## [Task goal]
Some lines in the listing below may include the string "that". How many are there? Give only the number.

[START OF Source data]

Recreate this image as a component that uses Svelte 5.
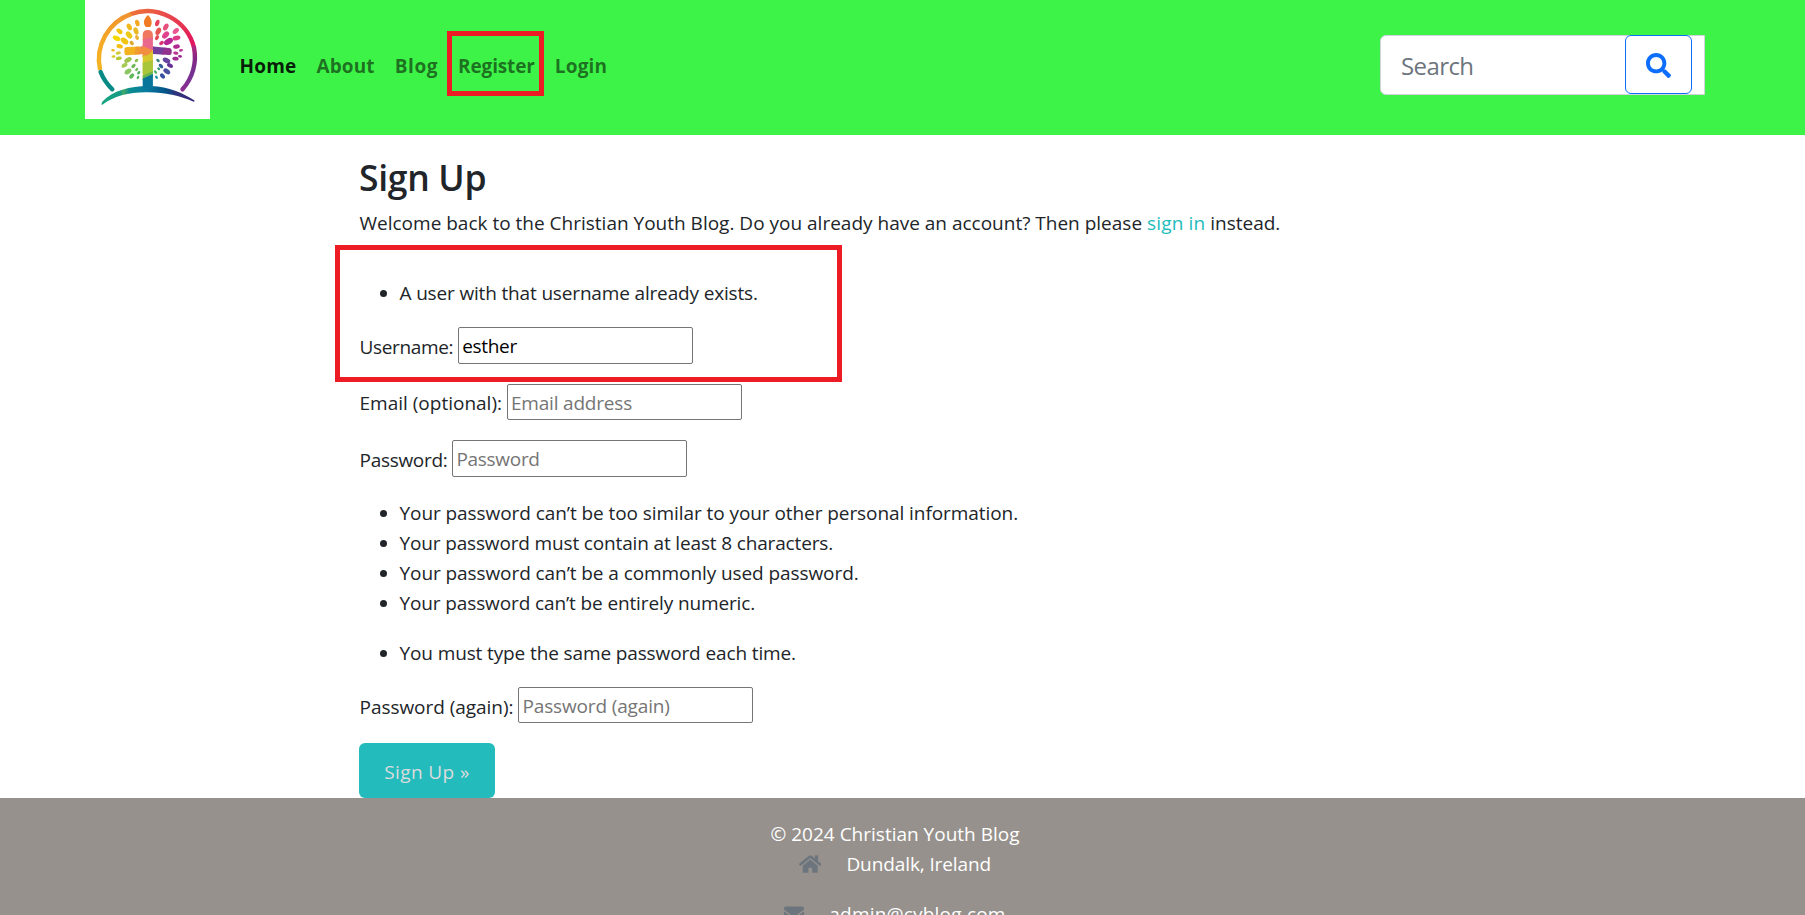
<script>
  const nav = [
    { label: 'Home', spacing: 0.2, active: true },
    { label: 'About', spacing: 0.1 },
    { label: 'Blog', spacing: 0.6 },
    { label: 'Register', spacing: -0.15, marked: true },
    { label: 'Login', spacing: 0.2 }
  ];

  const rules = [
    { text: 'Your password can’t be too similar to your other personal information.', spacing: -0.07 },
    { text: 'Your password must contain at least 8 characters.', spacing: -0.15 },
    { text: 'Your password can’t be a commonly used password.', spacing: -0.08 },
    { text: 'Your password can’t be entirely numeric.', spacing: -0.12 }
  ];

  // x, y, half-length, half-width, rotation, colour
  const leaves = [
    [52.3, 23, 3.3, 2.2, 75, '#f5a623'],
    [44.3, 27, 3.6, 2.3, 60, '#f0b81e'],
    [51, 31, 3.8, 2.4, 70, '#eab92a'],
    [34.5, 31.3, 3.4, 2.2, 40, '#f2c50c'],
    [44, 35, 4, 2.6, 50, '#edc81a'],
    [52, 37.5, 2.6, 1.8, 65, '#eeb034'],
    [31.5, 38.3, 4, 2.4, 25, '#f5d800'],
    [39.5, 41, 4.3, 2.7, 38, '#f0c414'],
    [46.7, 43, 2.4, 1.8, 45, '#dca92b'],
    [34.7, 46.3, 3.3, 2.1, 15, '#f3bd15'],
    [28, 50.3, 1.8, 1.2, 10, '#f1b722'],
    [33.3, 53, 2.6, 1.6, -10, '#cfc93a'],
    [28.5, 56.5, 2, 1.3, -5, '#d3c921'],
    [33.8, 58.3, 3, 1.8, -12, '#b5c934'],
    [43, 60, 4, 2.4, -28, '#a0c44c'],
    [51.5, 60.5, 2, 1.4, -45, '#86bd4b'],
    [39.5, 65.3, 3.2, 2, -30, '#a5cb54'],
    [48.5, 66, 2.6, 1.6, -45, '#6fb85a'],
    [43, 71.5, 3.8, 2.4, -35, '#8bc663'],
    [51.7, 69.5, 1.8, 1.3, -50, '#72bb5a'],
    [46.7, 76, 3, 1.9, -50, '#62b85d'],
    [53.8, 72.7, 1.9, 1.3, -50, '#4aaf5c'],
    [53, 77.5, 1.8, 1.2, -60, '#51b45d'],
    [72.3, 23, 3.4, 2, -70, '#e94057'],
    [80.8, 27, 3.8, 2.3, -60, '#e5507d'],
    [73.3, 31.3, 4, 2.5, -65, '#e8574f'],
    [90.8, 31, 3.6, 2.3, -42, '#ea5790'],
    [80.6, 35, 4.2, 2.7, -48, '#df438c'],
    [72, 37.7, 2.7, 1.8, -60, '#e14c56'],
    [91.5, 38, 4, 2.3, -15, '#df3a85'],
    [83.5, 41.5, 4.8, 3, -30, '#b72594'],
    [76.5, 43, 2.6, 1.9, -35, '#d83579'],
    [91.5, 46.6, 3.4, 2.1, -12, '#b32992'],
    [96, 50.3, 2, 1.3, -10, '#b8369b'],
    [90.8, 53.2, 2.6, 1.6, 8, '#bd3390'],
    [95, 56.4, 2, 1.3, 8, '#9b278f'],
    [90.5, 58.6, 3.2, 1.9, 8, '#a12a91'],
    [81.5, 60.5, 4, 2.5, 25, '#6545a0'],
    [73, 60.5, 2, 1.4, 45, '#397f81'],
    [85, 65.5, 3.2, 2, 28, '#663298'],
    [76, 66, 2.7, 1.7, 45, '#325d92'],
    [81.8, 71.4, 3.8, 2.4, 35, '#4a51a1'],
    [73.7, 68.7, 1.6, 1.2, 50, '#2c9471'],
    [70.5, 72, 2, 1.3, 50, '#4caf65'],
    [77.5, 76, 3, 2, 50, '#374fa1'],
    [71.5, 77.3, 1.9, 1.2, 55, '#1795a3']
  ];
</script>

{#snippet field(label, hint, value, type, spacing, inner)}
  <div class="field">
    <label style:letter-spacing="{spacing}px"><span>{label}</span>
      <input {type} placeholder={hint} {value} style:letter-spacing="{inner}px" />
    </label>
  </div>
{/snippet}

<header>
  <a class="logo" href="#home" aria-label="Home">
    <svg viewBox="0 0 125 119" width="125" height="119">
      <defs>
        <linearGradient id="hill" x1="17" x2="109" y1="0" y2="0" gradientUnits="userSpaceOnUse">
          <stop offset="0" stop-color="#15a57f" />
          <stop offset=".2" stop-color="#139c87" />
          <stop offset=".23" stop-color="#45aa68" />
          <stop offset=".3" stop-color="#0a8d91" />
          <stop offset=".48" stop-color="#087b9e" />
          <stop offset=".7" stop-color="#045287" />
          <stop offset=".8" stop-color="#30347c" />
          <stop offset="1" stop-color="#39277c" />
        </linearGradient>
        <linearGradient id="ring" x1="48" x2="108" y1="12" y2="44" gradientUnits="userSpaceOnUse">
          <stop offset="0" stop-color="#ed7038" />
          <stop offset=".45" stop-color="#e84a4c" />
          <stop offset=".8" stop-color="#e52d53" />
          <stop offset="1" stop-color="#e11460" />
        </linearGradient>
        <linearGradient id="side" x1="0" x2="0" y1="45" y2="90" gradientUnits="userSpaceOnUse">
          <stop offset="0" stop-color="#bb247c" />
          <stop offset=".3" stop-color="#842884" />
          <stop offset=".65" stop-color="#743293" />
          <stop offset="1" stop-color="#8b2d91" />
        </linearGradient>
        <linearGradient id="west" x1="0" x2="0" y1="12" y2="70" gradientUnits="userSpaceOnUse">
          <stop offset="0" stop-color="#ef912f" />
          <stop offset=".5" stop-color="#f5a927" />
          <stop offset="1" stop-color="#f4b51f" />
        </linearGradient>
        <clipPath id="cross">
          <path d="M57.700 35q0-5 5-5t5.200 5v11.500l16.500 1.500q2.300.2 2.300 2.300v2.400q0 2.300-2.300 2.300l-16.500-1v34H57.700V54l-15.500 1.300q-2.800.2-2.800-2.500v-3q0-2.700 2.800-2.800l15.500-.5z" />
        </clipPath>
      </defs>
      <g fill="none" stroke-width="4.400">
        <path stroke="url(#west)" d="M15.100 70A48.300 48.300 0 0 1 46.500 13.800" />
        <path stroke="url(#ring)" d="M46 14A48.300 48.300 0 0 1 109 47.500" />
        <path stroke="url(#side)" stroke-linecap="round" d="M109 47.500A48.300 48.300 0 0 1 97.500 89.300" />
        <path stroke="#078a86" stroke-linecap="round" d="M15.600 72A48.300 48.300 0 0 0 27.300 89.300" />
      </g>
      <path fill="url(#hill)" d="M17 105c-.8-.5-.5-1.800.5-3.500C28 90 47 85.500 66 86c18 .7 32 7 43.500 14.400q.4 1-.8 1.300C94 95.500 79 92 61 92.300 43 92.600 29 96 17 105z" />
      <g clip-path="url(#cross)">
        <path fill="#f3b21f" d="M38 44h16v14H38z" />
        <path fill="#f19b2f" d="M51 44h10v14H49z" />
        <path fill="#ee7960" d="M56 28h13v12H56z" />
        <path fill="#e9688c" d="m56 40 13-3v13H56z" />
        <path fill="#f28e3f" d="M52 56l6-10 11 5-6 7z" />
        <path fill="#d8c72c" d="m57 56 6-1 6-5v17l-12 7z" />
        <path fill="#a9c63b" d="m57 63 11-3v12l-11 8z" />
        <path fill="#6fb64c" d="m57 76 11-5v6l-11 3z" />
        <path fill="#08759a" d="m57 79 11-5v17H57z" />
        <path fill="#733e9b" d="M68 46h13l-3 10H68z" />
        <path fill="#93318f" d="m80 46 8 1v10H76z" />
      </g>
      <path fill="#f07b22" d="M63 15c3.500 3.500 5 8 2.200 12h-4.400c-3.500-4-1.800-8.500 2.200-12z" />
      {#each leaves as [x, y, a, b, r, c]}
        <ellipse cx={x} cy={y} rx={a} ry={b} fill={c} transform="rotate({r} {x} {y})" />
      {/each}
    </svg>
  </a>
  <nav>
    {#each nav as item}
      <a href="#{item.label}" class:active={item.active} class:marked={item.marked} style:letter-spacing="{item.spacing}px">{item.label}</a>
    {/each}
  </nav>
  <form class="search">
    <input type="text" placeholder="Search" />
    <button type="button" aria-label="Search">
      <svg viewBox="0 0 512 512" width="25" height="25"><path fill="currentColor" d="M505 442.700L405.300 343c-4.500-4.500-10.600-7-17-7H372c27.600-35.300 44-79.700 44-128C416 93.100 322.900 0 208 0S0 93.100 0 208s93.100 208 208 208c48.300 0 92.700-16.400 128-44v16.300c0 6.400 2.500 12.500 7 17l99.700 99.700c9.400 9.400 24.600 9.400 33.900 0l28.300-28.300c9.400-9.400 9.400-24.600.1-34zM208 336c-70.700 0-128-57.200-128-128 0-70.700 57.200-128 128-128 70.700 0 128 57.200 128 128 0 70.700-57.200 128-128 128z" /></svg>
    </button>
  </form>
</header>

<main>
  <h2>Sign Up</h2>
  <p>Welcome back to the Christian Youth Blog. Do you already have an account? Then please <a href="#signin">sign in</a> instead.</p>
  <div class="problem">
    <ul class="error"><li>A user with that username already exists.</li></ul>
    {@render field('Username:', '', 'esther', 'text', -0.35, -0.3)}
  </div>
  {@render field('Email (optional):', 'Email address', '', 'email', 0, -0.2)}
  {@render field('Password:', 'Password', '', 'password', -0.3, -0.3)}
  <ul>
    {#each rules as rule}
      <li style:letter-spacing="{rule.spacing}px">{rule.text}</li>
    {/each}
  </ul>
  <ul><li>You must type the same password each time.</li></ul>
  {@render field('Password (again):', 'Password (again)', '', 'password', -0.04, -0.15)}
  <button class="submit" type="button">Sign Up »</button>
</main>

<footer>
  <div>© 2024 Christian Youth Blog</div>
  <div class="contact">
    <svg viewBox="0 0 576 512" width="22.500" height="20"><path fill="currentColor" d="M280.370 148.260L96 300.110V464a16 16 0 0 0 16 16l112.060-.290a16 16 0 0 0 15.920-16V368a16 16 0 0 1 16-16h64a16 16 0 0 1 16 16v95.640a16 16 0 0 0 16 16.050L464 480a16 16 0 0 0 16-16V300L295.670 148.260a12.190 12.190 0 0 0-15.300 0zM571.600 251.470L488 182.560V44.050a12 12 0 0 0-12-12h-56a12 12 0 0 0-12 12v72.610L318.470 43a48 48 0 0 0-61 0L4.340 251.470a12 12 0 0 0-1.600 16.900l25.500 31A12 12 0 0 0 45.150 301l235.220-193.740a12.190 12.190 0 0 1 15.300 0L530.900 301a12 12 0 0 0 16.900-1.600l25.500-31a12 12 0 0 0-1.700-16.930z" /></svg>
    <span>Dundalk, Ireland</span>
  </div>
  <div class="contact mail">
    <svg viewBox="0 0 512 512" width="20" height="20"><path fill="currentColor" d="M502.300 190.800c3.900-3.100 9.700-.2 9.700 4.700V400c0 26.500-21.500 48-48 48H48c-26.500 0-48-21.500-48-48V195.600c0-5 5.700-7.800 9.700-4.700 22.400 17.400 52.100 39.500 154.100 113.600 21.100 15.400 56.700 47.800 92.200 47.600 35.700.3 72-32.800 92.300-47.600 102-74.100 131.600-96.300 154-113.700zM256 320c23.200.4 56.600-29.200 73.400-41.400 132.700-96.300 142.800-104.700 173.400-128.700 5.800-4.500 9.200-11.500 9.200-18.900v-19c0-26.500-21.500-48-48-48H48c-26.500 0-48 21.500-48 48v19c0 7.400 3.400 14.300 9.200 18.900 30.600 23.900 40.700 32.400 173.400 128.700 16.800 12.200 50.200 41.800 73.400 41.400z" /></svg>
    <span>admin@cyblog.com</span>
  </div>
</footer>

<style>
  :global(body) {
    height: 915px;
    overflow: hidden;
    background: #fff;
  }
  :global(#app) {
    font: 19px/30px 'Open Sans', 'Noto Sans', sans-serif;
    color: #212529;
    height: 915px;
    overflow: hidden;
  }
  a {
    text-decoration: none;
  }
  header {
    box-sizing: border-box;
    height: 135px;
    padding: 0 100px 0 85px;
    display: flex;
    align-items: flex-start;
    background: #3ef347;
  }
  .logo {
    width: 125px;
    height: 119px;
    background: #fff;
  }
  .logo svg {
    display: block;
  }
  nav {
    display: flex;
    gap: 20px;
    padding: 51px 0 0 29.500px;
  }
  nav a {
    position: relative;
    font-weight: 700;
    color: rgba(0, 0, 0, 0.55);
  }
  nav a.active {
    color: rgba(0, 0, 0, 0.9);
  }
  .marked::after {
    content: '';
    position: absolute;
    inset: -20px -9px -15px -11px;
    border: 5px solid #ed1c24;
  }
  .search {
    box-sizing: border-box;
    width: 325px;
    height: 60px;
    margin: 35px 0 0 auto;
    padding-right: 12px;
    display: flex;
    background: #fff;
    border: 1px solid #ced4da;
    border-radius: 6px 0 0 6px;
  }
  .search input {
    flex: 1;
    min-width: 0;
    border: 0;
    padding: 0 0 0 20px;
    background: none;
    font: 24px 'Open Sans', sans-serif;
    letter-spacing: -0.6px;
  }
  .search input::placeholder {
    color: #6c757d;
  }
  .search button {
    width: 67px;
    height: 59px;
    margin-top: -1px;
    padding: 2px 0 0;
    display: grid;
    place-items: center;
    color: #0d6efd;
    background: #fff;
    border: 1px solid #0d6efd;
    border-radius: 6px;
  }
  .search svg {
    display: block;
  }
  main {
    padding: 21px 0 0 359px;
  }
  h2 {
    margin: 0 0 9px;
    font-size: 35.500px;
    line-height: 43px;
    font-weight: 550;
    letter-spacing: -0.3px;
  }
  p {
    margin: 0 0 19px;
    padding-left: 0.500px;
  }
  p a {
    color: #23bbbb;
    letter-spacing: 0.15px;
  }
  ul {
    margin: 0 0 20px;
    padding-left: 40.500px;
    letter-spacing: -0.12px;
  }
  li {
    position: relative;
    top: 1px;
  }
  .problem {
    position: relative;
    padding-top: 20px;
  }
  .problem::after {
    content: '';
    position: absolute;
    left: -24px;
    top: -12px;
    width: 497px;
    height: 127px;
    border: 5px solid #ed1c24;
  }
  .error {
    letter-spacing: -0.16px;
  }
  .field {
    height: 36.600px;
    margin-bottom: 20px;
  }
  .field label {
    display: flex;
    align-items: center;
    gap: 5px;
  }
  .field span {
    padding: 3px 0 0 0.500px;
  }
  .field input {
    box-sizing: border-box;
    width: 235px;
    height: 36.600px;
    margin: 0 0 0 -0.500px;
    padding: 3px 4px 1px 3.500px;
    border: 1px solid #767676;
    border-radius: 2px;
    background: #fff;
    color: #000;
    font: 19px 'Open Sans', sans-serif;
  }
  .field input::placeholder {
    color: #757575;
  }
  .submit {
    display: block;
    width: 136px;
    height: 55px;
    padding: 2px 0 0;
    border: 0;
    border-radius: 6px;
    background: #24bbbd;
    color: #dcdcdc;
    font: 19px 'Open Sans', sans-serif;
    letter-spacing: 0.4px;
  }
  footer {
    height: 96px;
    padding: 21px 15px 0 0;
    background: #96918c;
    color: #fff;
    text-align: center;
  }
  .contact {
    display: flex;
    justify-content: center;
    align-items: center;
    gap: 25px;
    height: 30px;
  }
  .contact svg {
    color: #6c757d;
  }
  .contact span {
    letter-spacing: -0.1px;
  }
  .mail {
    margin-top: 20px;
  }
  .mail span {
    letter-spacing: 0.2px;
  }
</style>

[END OF Source data]

## [Output of the exercise]
2